|Trends and Challenges for Work in the 21st Century|
Flexible Staffing Arrangements
A Report on Temporary Help, On-Call, Direct-Hire Temporary, Leased, Contract Company, and Independent Contractor Employment in the United States
Susan N. Houseman
Sometimes employers use flexible staffing arrangements to access workers with special skills. As technology has become more complex, it is believed that firms increasingly will tap workers outside their regular workforce for their specialized knowledge. Evidence on the importance of this factor from employer surveys is mixed. In the Upjohn Institute survey only 10 percent of those using agency temporaries and 16 percent using direct-hire temporaries and on-call workers cited this factor as important. The figures reported in Abraham (1988) from a survey of BNA members, are similar, except a higher percentage of employers using on-call workers (34 percent) cited special expertise as a reason for using this type of worker.

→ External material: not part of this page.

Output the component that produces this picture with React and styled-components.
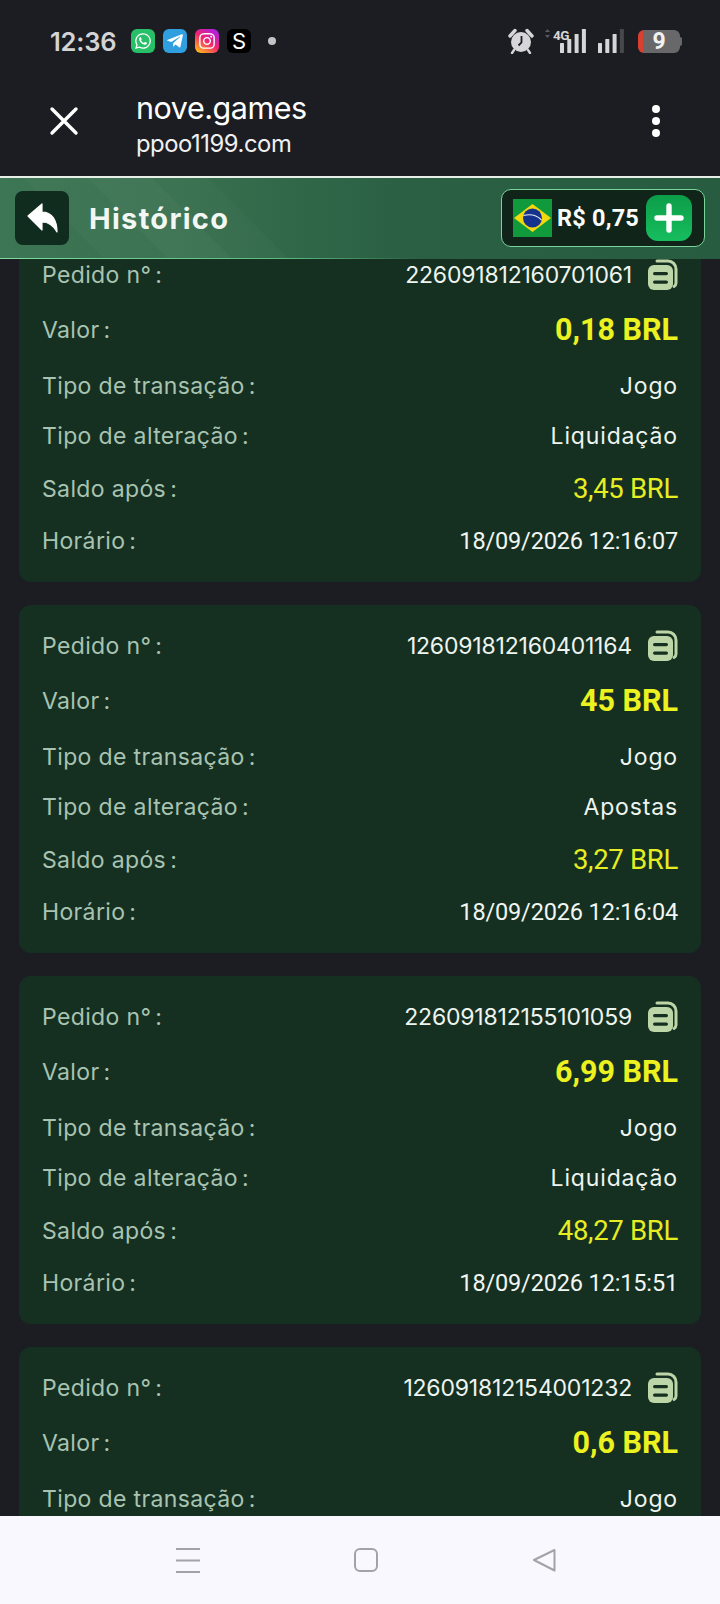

In contrast, in her survey of 21 very large firms, Christensen (1995) reports that 67 percent of those using agency temporaries and 76 percent using direct-hire temporaries cited specialized skills. In addition, 67 percent of the firms cited specialized skills as a reason for using independent contractors. Acquiring specific expertise was the second most commonly cited reason for using "contingent" workers in the Conference Board member survey (48 percent); contingent workers were defined quite broadly to include direct-hire temporaries, on-call and hourly part-time workers, independent contractors, agency temporaries, and leased employees in that survey. In their survey of 1000 employers, Kalleberg, Reynolds, and Marsden (1999) report that 46 percent of those using agency temporaries or contract company workers cited special skills as a very important reason for using these arrangements, and another 17 percent cited special skills as a moderately important reason for using these arrangements.